Стихотворение передает душевное метание персонажа, в построение это особенно выражено восклицательной тональностью, редуцирующейся, а потом вновь переходящее к эмоциональному стаккато. При этом характерные детали, присутствующие в описании обстановки внешней и внутренней, несущие собой казалось бы диссонирующий мотив тлена, ропота, тяжелой судьбы, в сочетании со светлым зарядом обретают несколько иные очертания. Возникает своеобразная гармония. Если говорить упрощенно, не учитывая все многообразие оттенков, можно допустить ассоциацию с темным небом и яркими звездами на нем. В сочетании друг с другом создается созерцательный эффект сопричастности темного и светлого, печального и счастливого.
Любовь в качестве постижения мира в поэзии Турбины, имеет плотную ассоциативную связь с мотивом воспоминания. Воспоминание, греющее память о светлом чувстве, испытываемом в прошлом лирическим героем, играет важную роль в создании того самого эффекта уютного согревающего покрова. Попробовать провести условную ассоциацию с этим самым чувством можно в ситуации, когда человек от ненастья, бури, холода укрывается одеялом, испытывая в этот миг блаженное чувство теплоты и защиты. Обретение того самого уюта в стихах поэта существует в том числе и в памяти лирического героя
«Скучаю сладко так я по Большой Пушкарской,
Где красят особняк, запущенный и барский.
Скучаю нежно в нем по комнате просторной,
Где полумрак и днём за шторою узорной…
Но как читалось нам на бархатной кушетке!
Скучаю по шагам настойчивой соседки,
По множеству вещей, без коих нет уюта» …
Если самосознание лирического персонажа не исполнено этим самым чувством, то вектор его духовного поиска неизменно устремлен к его обретению. Поэтому мотив воспоминания, который является хранилищем того сокровенного ощущения, предстает важным инструментом для создания поэтом картины мира.
«Не чужая я здесь, и походка легка небывало…
Свою первую, юную Польшу протанцевала:
Душистый горошек, гвоздики,
Сквозящий мотив «Эвридики».
Были волосы длинные, прямо висящие – в моде
Как сейчас, но в Варшаве, во Вроцлове, в Лодзи
Все те, кто войну пережили,
Тогда ещё русских любили».
Мотив воспоминания в данных строках ключевое свойство в создании философии бытия произведении. Он предстает своего рода мостиком, связующим звеном, заполняя разрыв двух реальностей, одна из которых в настоящем, другая кроется в памяти героя рефлексирующего.
«Ах, какие то были блаженные, длинные танцы:
Чехи, прочие шведы и даже новозеландцы…
Стояло дождливое лето,
Узнала на танцах полсвета.
Танцевали и пели, бездумные словно стрекозы…

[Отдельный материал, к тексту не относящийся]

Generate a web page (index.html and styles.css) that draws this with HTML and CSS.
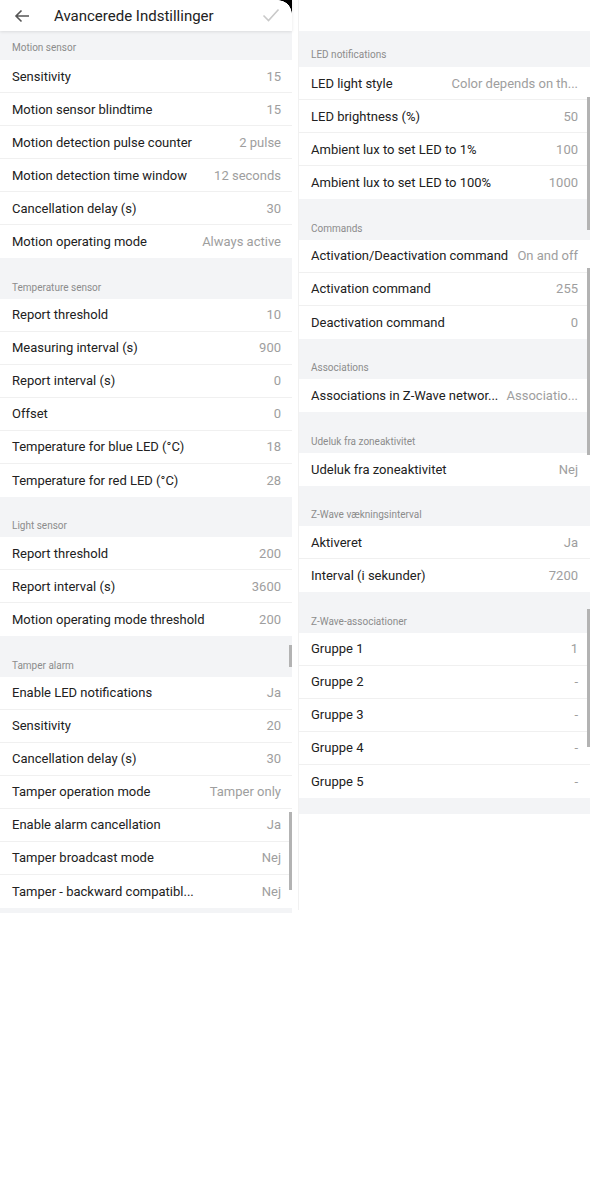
FILE: index.html
```html
<!DOCTYPE html>
<html>
<head>
<meta charset="utf-8">
<link rel="stylesheet" href="styles.css">
</head>
<body>
<div class="page">
  <div class="panel left">
    <div class="corner"></div>
    <div class="appbar">
      <svg class="back" width="16" height="14" viewBox="0 0 16 14"><path d="M15 7H2M7.5 1.5L2 7l5.5 5.5" fill="none" stroke="#555" stroke-width="1.6"/></svg>
      <div class="title">Avancerede Indstillinger</div>
      <svg class="check" width="18" height="14" viewBox="0 0 18 14"><path d="M1.5 7.5l5 5L16.5 1.5" fill="none" stroke="#c9c9c9" stroke-width="1.6"/></svg>
    </div>
    <div class="head first"><span>Motion sensor</span></div>
    <div class="row"><span class="lbl">Sensitivity</span><span class="val">15</span></div>
    <div class="row"><span class="lbl">Motion sensor blindtime</span><span class="val">15</span></div>
    <div class="row"><span class="lbl">Motion detection pulse counter</span><span class="val">2 pulse</span></div>
    <div class="row"><span class="lbl">Motion detection time window</span><span class="val">12 seconds</span></div>
    <div class="row"><span class="lbl">Cancellation delay (s)</span><span class="val">30</span></div>
    <div class="row last"><span class="lbl">Motion operating mode</span><span class="val">Always active</span></div>
    <div class="head"><span>Temperature sensor</span></div>
    <div class="row"><span class="lbl">Report threshold</span><span class="val">10</span></div>
    <div class="row"><span class="lbl">Measuring interval (s)</span><span class="val">900</span></div>
    <div class="row"><span class="lbl">Report interval (s)</span><span class="val">0</span></div>
    <div class="row"><span class="lbl">Offset</span><span class="val">0</span></div>
    <div class="row"><span class="lbl">Temperature for blue LED (°C)</span><span class="val">18</span></div>
    <div class="row last"><span class="lbl">Temperature for red LED (°C)</span><span class="val">28</span></div>
    <div class="head"><span>Light sensor</span></div>
    <div class="row"><span class="lbl">Report threshold</span><span class="val">200</span></div>
    <div class="row"><span class="lbl">Report interval (s)</span><span class="val">3600</span></div>
    <div class="row last"><span class="lbl">Motion operating mode threshold</span><span class="val">200</span></div>
    <div class="head"><span>Tamper alarm</span></div>
    <div class="row"><span class="lbl">Enable LED notifications</span><span class="val">Ja</span></div>
    <div class="row"><span class="lbl">Sensitivity</span><span class="val">20</span></div>
    <div class="row"><span class="lbl">Cancellation delay (s)</span><span class="val">30</span></div>
    <div class="row"><span class="lbl">Tamper operation mode</span><span class="val">Tamper only</span></div>
    <div class="row"><span class="lbl">Enable alarm cancellation</span><span class="val">Ja</span></div>
    <div class="row"><span class="lbl">Tamper broadcast mode</span><span class="val">Nej</span></div>
    <div class="row last"><span class="lbl">Tamper - backward compatibl...</span><span class="val">Nej</span></div>
    <div class="foot-left"></div>
    <div class="sb sb-l1"></div>
    <div class="sb sb-l2"></div>
  </div>
  <div class="panel right">
    <div class="topspace"></div>
    <div class="head rfirst"><span>LED notifications</span></div>
    <div class="row"><span class="lbl">LED light style</span><span class="val">Color depends on th...</span></div>
    <div class="row"><span class="lbl">LED brightness (%)</span><span class="val">50</span></div>
    <div class="row"><span class="lbl">Ambient lux to set LED to 1%</span><span class="val">100</span></div>
    <div class="row last"><span class="lbl">Ambient lux to set LED to 100%</span><span class="val">1000</span></div>
    <div class="head"><span>Commands</span></div>
    <div class="row"><span class="lbl">Activation/Deactivation command</span><span class="val">On and off</span></div>
    <div class="row"><span class="lbl">Activation command</span><span class="val">255</span></div>
    <div class="row last"><span class="lbl">Deactivation command</span><span class="val">0</span></div>
    <div class="head"><span>Associations</span></div>
    <div class="row last"><span class="lbl">Associations in Z-Wave networ...</span><span class="val">Associatio...</span></div>
    <div class="head"><span>Udeluk fra zoneaktivitet</span></div>
    <div class="row last"><span class="lbl">Udeluk fra zoneaktivitet</span><span class="val">Nej</span></div>
    <div class="head"><span>Z-Wave vækningsinterval</span></div>
    <div class="row"><span class="lbl">Aktiveret</span><span class="val">Ja</span></div>
    <div class="row last"><span class="lbl">Interval (i sekunder)</span><span class="val">7200</span></div>
    <div class="head"><span>Z-Wave-associationer</span></div>
    <div class="row"><span class="lbl">Gruppe 1</span><span class="val">1</span></div>
    <div class="row"><span class="lbl">Gruppe 2</span><span class="val">-</span></div>
    <div class="row"><span class="lbl">Gruppe 3</span><span class="val">-</span></div>
    <div class="row"><span class="lbl">Gruppe 4</span><span class="val">-</span></div>
    <div class="row last"><span class="lbl">Gruppe 5</span><span class="val">-</span></div>
    <div class="foot-right"></div>
    <div class="sb sb-r1"></div>
    <div class="sb sb-r2"></div>
    <div class="sb sb-r3"></div>
  </div>
</div>
</body>
</html>
```

FILE: styles.css
```css
* { box-sizing: border-box; }
html, body { margin: 0; padding: 0; background: #ffffff; }
body {
  font-family: Roboto, "Noto Sans", "Liberation Sans", sans-serif;
  color: #212121;
  width: 590px;
  height: 1200px;
}
.page {
  display: flex;
  gap: 6px;
  align-items: flex-start;
}
.panel {
  width: 292px;
  position: relative;
  background: #ffffff;
}
.left { height: 913px; }
.right {
  height: 910px;
  border-left: 1px solid #f1f1f1;
}
.corner {
  position: absolute;
  top: 0;
  right: 0;
  width: 14px;
  height: 14px;
  background: radial-gradient(circle at 0 100%, transparent 13.5px, #000 14px);
  z-index: 3;
}
.appbar {
  height: 31px;
  display: flex;
  align-items: center;
  padding: 0 12px 0 14px;
  background: #fff;
  position: relative;
  z-index: 2;
  box-shadow: 0 1px 3px rgba(0,0,0,0.10);
}
.back { display: block; }
.title {
  margin-left: 24px;
  font-size: 15px;
  color: #222;
  flex: 1;
}
.check { display: block; margin-top: -2px; }
.topspace { height: 31px; background: #fff; }
.head {
  height: 40.6px;
  background: #f3f4f6;
  display: flex;
  align-items: flex-end;
  padding: 0 12px 5px;
  font-size: 10px;
  line-height: 12px;
  color: #8c8c8c;
}
.head.first { height: 29px; padding-bottom: 6px; }
.head.rfirst { height: 36px; padding-bottom: 6px; }
.row {
  height: 33px;
  display: flex;
  align-items: center;
  justify-content: space-between;
  padding: 0 11px 0 12px;
  border-bottom: 1px solid #f0f0f0;
  font-size: 13px;
  background: #fff;
}
.right .row { padding: 0 12px 0 12px; }
.row.last { border-bottom: none; }
.lbl { color: #212121; white-space: nowrap; }
.val { color: #9e9e9e; white-space: nowrap; }
.foot-left { height: 5px; background: #f3f4f6; }
.foot-right { height: 16px; background: #f3f4f6; }
.sb {
  position: absolute;
  width: 3px;
  background: #b3b3b3;
  right: 0;
}
.sb-l1 { top: 645px; height: 22px; }
.sb-l2 { top: 812px; height: 78px; }
.sb-r1 { top: 97px; height: 133px; }
.sb-r2 { top: 268px; height: 187px; }
.sb-r3 { top: 609px; height: 138px; }
```
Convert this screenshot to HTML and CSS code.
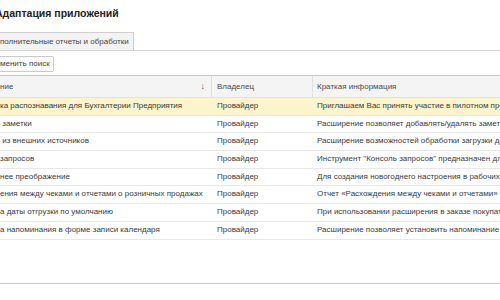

Ну, а после – домой, и зимой – сожаления, слёзы.
Вернулись – и стала понятно:
Напрасно спешили обратно».
Автором упоминаются некоторые пункты, играющие оппозиционную роль между нынешним и минувшим. Но для лирического героя значение имеют чувства, переживаемые посредством рефлексии, однако, не будучи противопоставленными нынешним, они не имели бы такого эффекта.
Одно из важнейших свойств творчества Л. Н. Турбиной, но далеко не единственное, это стремление синтезировать в рамках художественного произведения условно обозначенные нами элементы «темной» и «светлой» природы. Одним из императивов таккой структуры будет наличие обеих этих признаков в составе описываемой ситуации, чувства, события и т. д. Именно за счет данных контрастирующих, переплетающихся, взаимодополняющих друг друга явлений, образуется колоритный поэтический мир, несущий в себе ценностный философский ориентир. В таком принципе художественного построения для автора важно было возвести явление, которое способно обладать не просто эмоциональным, а сильным духовным зарядом. Зарядом, несущим яркий признак, наглядно присутствующий в конкретных образах. Мы условно обозначили его как любовь, хотя, возможно, было бы обозначить его как то иначе. Любовь показалась наиболее подходящим определением с той точки зрения, что она является сосредоточением не только неких общих, отчасти размытых признаков, но воплощает в себе глубоко интимные, личные ощущения автора, переданные через призму поэтического произведения, заняв в нем системообразующую роль.